NVML throttle-reason metrics

gpu.throttle.{power,thermal,sw,hw}_active come from nvmlDeviceGetCurrentClocksThrottleReasons polled at --throttle-poll-interval (default 5s, 0 disables). Each metric emits 1 when the bucket is active and 0 otherwise. Metric names are stable contract; dashboards may pin to them.

hw_active is the umbrella for any hardware reason: future NVML bits not yet enumerated in the bucket table funnel here so dashboards do not silently lose visibility on a newer driver.

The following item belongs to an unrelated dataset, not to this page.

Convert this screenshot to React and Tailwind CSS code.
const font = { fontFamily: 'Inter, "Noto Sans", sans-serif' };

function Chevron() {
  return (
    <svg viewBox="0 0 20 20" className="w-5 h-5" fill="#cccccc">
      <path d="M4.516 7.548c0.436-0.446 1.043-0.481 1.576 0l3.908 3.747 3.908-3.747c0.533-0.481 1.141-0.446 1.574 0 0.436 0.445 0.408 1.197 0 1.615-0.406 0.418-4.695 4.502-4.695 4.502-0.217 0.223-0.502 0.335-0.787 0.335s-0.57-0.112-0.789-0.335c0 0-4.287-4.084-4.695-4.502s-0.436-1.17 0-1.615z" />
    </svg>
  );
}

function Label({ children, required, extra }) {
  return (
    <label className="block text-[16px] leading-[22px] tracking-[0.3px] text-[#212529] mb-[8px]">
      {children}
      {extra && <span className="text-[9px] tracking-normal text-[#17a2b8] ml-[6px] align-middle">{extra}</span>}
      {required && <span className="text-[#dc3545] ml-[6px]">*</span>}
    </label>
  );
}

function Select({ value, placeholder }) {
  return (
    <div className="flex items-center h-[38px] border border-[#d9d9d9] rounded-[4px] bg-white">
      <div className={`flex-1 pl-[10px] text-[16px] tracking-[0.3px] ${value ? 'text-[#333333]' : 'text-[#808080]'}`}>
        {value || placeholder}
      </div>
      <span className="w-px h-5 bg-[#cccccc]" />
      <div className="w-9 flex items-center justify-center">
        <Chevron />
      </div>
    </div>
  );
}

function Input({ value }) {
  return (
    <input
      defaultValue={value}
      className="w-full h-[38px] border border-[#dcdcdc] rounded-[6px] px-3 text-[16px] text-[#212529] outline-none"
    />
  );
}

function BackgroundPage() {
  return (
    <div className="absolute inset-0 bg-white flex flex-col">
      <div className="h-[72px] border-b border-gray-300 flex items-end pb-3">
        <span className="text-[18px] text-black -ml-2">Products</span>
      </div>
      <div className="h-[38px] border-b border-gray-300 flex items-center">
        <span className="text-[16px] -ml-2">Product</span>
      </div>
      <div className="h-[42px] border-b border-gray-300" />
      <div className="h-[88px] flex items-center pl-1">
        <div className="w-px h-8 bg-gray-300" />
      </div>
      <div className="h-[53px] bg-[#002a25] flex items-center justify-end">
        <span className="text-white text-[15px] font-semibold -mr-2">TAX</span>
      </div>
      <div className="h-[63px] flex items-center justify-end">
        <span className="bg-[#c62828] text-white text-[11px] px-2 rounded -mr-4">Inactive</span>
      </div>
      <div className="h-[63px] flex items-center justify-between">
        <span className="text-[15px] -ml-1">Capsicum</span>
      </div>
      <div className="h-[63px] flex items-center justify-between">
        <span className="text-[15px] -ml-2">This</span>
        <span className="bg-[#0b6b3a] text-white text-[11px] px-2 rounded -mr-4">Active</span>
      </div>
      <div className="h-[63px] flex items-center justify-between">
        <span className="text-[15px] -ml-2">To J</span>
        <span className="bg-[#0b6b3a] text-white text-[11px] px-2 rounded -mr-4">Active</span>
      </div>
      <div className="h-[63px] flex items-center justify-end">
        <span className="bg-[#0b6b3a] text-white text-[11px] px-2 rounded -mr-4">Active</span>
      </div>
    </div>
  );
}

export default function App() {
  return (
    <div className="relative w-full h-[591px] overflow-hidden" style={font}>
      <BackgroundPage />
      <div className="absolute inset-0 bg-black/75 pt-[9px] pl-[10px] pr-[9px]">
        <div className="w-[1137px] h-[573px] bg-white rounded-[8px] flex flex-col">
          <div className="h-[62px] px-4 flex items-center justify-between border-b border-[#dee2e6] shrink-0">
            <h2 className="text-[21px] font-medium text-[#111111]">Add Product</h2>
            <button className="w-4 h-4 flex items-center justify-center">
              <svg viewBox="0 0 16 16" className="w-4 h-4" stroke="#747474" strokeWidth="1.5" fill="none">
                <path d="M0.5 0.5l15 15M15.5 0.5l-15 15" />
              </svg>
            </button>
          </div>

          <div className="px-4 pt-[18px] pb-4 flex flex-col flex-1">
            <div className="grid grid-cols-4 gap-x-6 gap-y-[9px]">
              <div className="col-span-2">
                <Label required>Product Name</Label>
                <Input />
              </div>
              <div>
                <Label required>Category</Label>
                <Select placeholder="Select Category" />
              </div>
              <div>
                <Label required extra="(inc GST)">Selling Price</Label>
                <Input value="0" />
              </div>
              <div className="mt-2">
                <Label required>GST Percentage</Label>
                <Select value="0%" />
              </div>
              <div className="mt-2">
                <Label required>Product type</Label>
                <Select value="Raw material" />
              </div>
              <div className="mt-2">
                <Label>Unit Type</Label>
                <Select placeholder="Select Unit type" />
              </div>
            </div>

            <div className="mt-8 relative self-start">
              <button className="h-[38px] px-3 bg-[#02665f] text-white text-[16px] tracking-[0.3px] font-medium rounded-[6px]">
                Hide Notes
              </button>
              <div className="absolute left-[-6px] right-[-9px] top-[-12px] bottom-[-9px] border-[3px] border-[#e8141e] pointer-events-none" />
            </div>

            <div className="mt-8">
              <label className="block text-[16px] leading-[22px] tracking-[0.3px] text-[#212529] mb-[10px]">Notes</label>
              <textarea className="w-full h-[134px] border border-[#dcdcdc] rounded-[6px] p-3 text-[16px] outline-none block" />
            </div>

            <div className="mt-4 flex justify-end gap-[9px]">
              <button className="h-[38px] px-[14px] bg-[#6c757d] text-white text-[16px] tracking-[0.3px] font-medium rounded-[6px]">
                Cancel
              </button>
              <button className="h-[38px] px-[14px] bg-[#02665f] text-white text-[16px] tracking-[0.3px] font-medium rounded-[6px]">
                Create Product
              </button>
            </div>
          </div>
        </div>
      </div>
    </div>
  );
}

Bit-to-bucket mapping (also documented in internal/nvml/decoder.go):

NVML bitbucket(s)
nvmlClocksThrottleReasonGpuIdle(suppressed)
nvmlClocksThrottleReasonApplicationsClocksSettingsw
nvmlClocksThrottleReasonSwPowerCappower, sw
nvmlClocksThrottleReasonHwSlowdownhw
nvmlClocksThrottleReasonSyncBoostsw
nvmlClocksThrottleReasonSwThermalSlowdownthermal, sw
nvmlClocksThrottleReasonHwThermalSlowdownthermal, hw
nvmlClocksThrottleReasonHwPowerBrakeSlowdownpower, hw
nvmlClocksThrottleReasonDisplayClockSettingsw

The poll interval is the bursting floor: a throttle event shorter than the interval may be missed by design. Choose the interval based on the workload (5s is a reasonable default for steady-state training; shorter intervals catch more bursty inference patterns at the cost of one extra nvidia-smi call per tick).

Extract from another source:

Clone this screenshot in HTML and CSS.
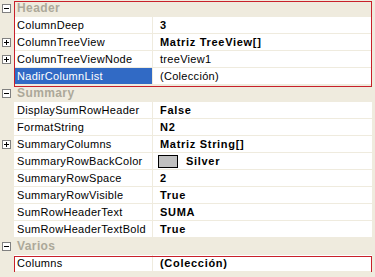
FILE: index.html
```html
<!DOCTYPE html>
<html lang="es">
<head>
    <meta charset="UTF-8">
    <title>PropertyGrid</title>
    <link rel="stylesheet" href="styles.css">
</head>
<body>
    <div class="grid">
        <!-- Header -->
        <div class="row cat">
            <span class="gutter"><i class="box minus"></i></span>
            <span class="name">Header</span>
        </div>
        <div class="row">
            <span class="gutter"></span>
            <span class="name">ColumnDeep</span>
            <span class="value b">3</span>
        </div>
        <div class="row">
            <span class="gutter"><i class="box plus"></i></span>
            <span class="name">ColumnTreeView</span>
            <span class="value b">Matriz TreeView[]</span>
        </div>
        <div class="row">
            <span class="gutter"><i class="box plus"></i></span>
            <span class="name">ColumnTreeViewNode</span>
            <span class="value">treeView1</span>
        </div>
        <div class="row">
            <span class="gutter"></span>
            <span class="name selected">NadirColumnList</span>
            <span class="value">(Colección)</span>
        </div>
        <!-- Summary -->
        <div class="row cat">
            <span class="gutter"><i class="box minus"></i></span>
            <span class="name">Summary</span>
        </div>
        <div class="row">
            <span class="gutter"></span>
            <span class="name">DisplaySumRowHeader</span>
            <span class="value b">False</span>
        </div>
        <div class="row">
            <span class="gutter"></span>
            <span class="name">FormatString</span>
            <span class="value b">N2</span>
        </div>
        <div class="row">
            <span class="gutter"><i class="box plus"></i></span>
            <span class="name">SummaryColumns</span>
            <span class="value b">Matriz String[]</span>
        </div>
        <div class="row">
            <span class="gutter"></span>
            <span class="name">SummaryRowBackColor</span>
            <span class="value b"><i class="swatch"></i>Silver</span>
        </div>
        <div class="row">
            <span class="gutter"></span>
            <span class="name">SummaryRowSpace</span>
            <span class="value b">2</span>
        </div>
        <div class="row">
            <span class="gutter"></span>
            <span class="name">SummaryRowVisible</span>
            <span class="value b">True</span>
        </div>
        <div class="row">
            <span class="gutter"></span>
            <span class="name">SumRowHeaderText</span>
            <span class="value b">SUMA</span>
        </div>
        <div class="row">
            <span class="gutter"></span>
            <span class="name">SumRowHeaderTextBold</span>
            <span class="value b">True</span>
        </div>
        <!-- Varios -->
        <div class="row cat">
            <span class="gutter"><i class="box minus"></i></span>
            <span class="name">Varios</span>
        </div>
        <div class="row">
            <span class="gutter"></span>
            <span class="name">Columns</span>
            <span class="value b">(Colección)</span>
        </div>

        <!--红框标注-->
        <div class="mark mark-header"></div>
        <div class="mark mark-columns"></div>
    </div>
</body>
</html>
```

FILE: styles.css
```css
*{
    margin: 0;
    padding: 0;
    box-sizing: border-box;
}
body{
    background: #efebde;
    font-family: "Liberation Sans", Arial, sans-serif;
    font-size: 11px;
    letter-spacing: 0.3px;
    color: #000;
}
.grid{
    width: 372px;
    position: relative;
}
.row{
    display: flex;
    height: 17px;
    line-height: 16px;
}
.row .gutter{
    width: 14px;
    flex: none;
    display: flex;
    align-items: center;
    padding-left: 2px;
    padding-bottom: 1px;
}
.row .name{
    width: 139px;
    flex: none;
    padding-left: 3px;
    background: #fff;
    border-bottom: 1px solid #efebde;
    border-right: 1px solid #efebde;
    white-space: nowrap;
    overflow: hidden;
}
.row .value{
    flex: 1;
    padding-left: 7px;
    background: #fff;
    border-bottom: 1px solid #efebde;
    white-space: nowrap;
    display: flex;
    align-items: center;
}
.row .b{
    font-weight: bold;
    letter-spacing: 0.7px;
}
.row .name.selected{
    background: #316ac5;
    color: #fff;
}
.cat .name{
    flex: 1;
    width: auto;
    background: #efebde;
    border: 0;
    color: #aca899;
    font-weight: bold;
    font-size: 12px;
    letter-spacing: 0.4px;
}
.box{
    display: block;
    width: 9px;
    height: 9px;
    border: 1px solid #808080;
    background: #fff;
    position: relative;
}
.box:before,.box.plus:after{
    content: "";
    position: absolute;
    background: #000;
}
.box:before{
    left: 1px;
    top: 3px;
    width: 5px;
    height: 1px;
}
.box.plus:after{
    left: 3px;
    top: 1px;
    width: 1px;
    height: 5px;
}
.swatch{
    display: inline-block;
    width: 20px;
    height: 13px;
    border: 1px solid #000;
    background: #c0c0c0;
    margin-right: 8px;
    margin-left: -2px;
}
.mark{
    position: absolute;
    border: 1px solid #c8202a;
}
.mark-header{
    left: 14px;
    top: 1px;
    width: 358px;
    height: 86px;
}
.mark-columns{
    left: 14px;
    top: 256px;
    width: 358px;
    height: 17px;
}
```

Consumer GPUs that return [Not Supported] for the throttle field are skipped per device; the agent logs the skip once per GPU at info level instead of every tick.

This is the polling-based variant of W2; an event-driven BPF version (issue #133) is on the roadmap for a future release.

Implementation note

Zero external dependencies on the OTEL Go SDK. The JSON payload is constructed directly using Go's standard library, so the agent binary stays small and the OTEL surface stays auditable.

Trust model: BPF-supplied register state

The cudaMemcpy direction tag (h2d / d2h / d2d / h2h / default / unknown) is read from a userspace register at the uprobe entry. On a single-tenant host this is always faithful: only the workload's own code can populate that register before calling cudaMemcpy. On a multi-tenant host where the agent runs across PIDs the agent does not own, a malicious process can craft an in-register value that mislabels its own memcpy direction.

Concretely: the direction byte cannot be trusted as a security signal across tenancy boundaries. Use it only for performance dashboarding and percentile reporting. The same caveat applies to any BPF-supplied register-derived attribute: kernel grid/block dims (v0.16 item M), NCCL collective op-type (v0.14 item B), and IOCTL command numbers (v0.16 items K/L). Cross-tenant correlation should rely on host-side cgroup attribution (cgroup_path_hash, PID -> cgroup join), not on register-trusted attributes.